Elites even had a new term for this gross new politics, right-wing populism. Sound familiar?
But I’m getting ahead of myself. Nixon’s innovation was to see these cracks in the liberal coalition and to channel it into a cultural movement. What’s remarkable is how quickly this movement rose to power:
The main character in Nixonland is not Richard Nixon. Its protagonist, in fact, has no name–but lives on every page. It is the voter who, in 1964, pulled the lever for the Democrat for president because to do anything else, at least that particular Tuesday in November, seemed to court civilizational chaos, and who, eight years later, pulled the lever for the Republican for exactly the same reason.
The key to this rapid shift is Nixon’s perfection of the culture war, a topic I’ll address more next week.

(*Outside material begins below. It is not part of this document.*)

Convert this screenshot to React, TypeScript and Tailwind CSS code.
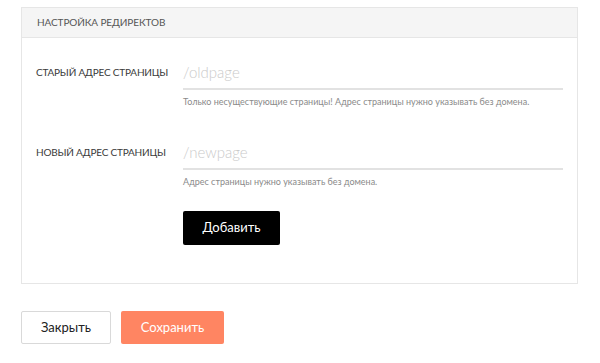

Excellent writing, thanks for sharing
I'm two-thirds of the way into my second biography of Nixon (Conrad Black's), which is much more friendly to its subject than the first one I read (forgot the author, but conventionally hostile). I, too, am fascinated by how today's cultural landscape was inherited from Nixon's days (and some of the events have obvious parallels as well).
It's not easy to know what to make of the man, given how difficult it is to find anything unbiased written about him. Since the immense majority of the intelligentsia has had a lefty bend for a long time, most of what's written up is hostile, never giving him credit for any innovative or progressive policies - as you do, probably after Perlstein, in the example of the EPA's creation. And then there's the Watergate episode, which tends to overshadow every nuance. But at such a remove, he deserves a more balanced assessment. These were *very* tough times in the US, with the Vietnam war being badly fought, the Russians causing mischief, racial- and campus violence galore, all situations that he inherited.
I look forward to the next two posts, though!